35 Jahre auf dem Buckel und immer noch verschwitzt vom Tanzen wie am ersten Tag – das sind BLECHREIZ aus Berlin. Faktisch 1983 in Südberlin als Schülerband gegründet, avancierten sie vor allem durch ihre witzige Bühnenshow zur Crème de la Crème der deutschen Ska-Szene. Ein Jubiläum, das wir mit einigen Fragen abrunden möchten. Bassist Matthias resümierte mit uns gemeinsam.

Matthias, wer ist heute noch an Bord, der euren Zehn-Personen-Dampfer damals schon mit antrieb?
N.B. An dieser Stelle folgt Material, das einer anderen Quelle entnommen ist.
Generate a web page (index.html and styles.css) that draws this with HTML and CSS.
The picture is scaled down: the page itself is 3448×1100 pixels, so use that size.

Was die Besetzung angeht, so ist das wie bei allen größeren Bands. Wir haben mehrere Phasen durchlaufen. Bei der Gründung, quasi als Schulhof-Thema 1983, waren wir drei, von denen heute nur ich übrig bin. So richtig als Band kann man uns eigentlich erst seit 1987 ansehen, mit Prüfer und Maggus als Sänger und den ersten Auftritten außerhalb von Schulhöfen und Jugendclubs. Es gab Veränderungen eigentlich nur auf den Positionen Gitarre, Drums und bei den Bläsern – bis auf Rühl, unser Saxer seit 1985. Bei der Reunion 2007, nach gut elf Jahren, war es die gleiche Besetzung wie die in den Neunzigern. Erst in den letzten Jahren gab es wieder ein paar wenige Wechsel.

Demnächst erscheint das Buch „Ska im Transit“, die inoffizielle Geschichte der deutschen Ska-Szene sozusagen. Na da werdet ihr ja reichlich drinnen vertreten sein? Habt ihr für uns noch eine heitere Anekdote, die es nicht ins Buch geschafft hat?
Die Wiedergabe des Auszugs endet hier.